To the extent that the obligations of the Company under the Indenture may be dependent on such matters, we assume for purposes of this opinion that the Trustee is duly organized, validly existing and in good standing under the laws of its jurisdiction of organization; that the Trustee is duly qualified to engage in the activities contemplated by the Indenture; that the Indenture has been duly authorized, executed and delivered by the Trustee and constitutes the legally valid and binding obligations of the Trustee, enforceable against the Trustee in accordance with its terms; that the Trustee is in compliance, generally and with respect to acting as trustee under the Indenture, with all applicable laws and regulations; and that the Trustee has the requisite organizational and legal power and authority to perform its obligations under the Indenture.
We hereby consent to the filing of this opinion with the Commission as Exhibit 5.1 to the Company’s Current Report on Form 8-K filed with the Commission on the date hereof and the incorporation of this opinion in the Registration Statement. We also consent to the reference to our firm under the heading “Legal Matters” in the Registration Statement. In giving this consent, we do not thereby admit that we are in the category of persons whose consent is required under Section 7 of the Securities Act or the rules and regulations of the Commission.
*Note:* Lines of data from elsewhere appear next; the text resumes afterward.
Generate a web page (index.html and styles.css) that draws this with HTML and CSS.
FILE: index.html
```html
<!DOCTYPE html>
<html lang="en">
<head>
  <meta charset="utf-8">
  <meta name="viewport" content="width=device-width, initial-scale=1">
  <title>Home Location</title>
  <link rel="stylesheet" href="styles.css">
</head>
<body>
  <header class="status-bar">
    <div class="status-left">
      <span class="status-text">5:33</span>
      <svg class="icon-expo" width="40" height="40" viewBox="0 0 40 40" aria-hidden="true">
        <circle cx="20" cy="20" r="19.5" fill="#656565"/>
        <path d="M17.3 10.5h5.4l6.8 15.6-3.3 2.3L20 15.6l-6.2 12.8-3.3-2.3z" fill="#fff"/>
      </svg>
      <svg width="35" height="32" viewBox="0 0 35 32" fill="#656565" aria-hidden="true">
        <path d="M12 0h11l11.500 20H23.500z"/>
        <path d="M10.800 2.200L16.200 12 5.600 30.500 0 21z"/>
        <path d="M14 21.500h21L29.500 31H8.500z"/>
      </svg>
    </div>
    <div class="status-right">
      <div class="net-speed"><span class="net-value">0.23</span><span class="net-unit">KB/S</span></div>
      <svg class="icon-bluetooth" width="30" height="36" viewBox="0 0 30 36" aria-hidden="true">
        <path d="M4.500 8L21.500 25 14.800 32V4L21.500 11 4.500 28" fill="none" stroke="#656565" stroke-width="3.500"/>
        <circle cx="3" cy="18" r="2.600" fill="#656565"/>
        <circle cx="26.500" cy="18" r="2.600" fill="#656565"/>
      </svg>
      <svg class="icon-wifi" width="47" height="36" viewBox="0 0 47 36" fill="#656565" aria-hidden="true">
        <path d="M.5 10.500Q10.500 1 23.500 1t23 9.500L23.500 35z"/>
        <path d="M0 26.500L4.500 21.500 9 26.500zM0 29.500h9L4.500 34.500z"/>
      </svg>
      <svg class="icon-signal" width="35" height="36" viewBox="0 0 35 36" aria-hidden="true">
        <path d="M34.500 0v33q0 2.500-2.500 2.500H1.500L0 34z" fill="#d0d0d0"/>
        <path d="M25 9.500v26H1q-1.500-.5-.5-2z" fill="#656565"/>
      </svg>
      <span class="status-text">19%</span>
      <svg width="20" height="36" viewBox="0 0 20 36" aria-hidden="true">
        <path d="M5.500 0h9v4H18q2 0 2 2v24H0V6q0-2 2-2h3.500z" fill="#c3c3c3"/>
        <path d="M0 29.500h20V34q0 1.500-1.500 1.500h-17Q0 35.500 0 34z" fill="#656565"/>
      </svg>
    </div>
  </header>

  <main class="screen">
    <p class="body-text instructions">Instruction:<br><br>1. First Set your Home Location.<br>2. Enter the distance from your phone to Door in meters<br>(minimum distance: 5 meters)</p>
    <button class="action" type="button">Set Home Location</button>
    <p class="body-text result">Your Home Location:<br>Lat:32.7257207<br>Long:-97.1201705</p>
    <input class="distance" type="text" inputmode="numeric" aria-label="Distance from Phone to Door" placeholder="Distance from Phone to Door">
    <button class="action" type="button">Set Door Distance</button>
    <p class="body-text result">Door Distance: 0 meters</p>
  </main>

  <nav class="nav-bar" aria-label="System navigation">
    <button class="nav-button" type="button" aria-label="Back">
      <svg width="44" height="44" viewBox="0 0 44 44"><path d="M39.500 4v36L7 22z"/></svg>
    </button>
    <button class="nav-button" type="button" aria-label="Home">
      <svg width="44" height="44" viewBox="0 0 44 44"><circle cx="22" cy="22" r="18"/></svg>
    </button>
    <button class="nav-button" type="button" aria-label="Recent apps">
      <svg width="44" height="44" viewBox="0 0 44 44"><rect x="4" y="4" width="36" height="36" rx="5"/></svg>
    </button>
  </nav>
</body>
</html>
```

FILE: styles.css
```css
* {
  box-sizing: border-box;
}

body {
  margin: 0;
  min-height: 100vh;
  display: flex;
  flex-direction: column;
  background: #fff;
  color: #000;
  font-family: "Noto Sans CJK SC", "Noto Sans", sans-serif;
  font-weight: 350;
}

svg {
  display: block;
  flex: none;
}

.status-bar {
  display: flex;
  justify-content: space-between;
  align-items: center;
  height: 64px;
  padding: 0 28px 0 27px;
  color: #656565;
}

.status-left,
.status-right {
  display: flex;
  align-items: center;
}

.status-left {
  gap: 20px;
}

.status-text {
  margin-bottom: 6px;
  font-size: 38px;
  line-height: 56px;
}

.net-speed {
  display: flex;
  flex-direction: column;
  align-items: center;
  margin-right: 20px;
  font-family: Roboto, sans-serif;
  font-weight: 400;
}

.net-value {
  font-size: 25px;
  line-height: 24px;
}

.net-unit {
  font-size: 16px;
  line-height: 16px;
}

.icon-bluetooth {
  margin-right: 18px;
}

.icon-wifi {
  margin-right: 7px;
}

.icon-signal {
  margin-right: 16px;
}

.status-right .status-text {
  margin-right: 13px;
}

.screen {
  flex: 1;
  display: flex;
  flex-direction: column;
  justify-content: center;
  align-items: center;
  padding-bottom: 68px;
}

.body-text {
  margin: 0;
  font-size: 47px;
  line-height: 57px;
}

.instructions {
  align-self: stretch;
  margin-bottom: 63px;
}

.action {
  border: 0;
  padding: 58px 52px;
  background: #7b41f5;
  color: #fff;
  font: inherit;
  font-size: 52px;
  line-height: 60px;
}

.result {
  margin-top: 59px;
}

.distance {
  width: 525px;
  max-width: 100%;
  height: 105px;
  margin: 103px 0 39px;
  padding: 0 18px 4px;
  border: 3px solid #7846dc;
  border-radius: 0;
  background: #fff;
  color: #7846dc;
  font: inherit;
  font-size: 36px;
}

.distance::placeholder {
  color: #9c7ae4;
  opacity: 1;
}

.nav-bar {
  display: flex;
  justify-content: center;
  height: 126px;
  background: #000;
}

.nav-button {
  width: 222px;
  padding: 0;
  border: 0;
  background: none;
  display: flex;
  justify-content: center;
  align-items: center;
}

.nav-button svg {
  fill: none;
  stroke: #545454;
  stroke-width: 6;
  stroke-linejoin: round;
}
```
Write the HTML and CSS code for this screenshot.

We do not find it necessary for the purposes of this opinion, and accordingly we do not purport to cover herein, the application of the securities or “Blue Sky” laws of the various states to the sale of the Notes.
This opinion is limited to the specific issues addressed herein, and no opinion may be inferred or implied beyond that expressly stated herein. We assume no obligation to revise or supplement this opinion should the present federal securities laws of the United States or the laws of the State of Texas be changed by legislative action, judicial decision or otherwise.
This opinion is furnished to you in connection with the filing of the Current Report on Form 8-K, and is not to be used, circulated, quoted or otherwise relied upon for any other purpose.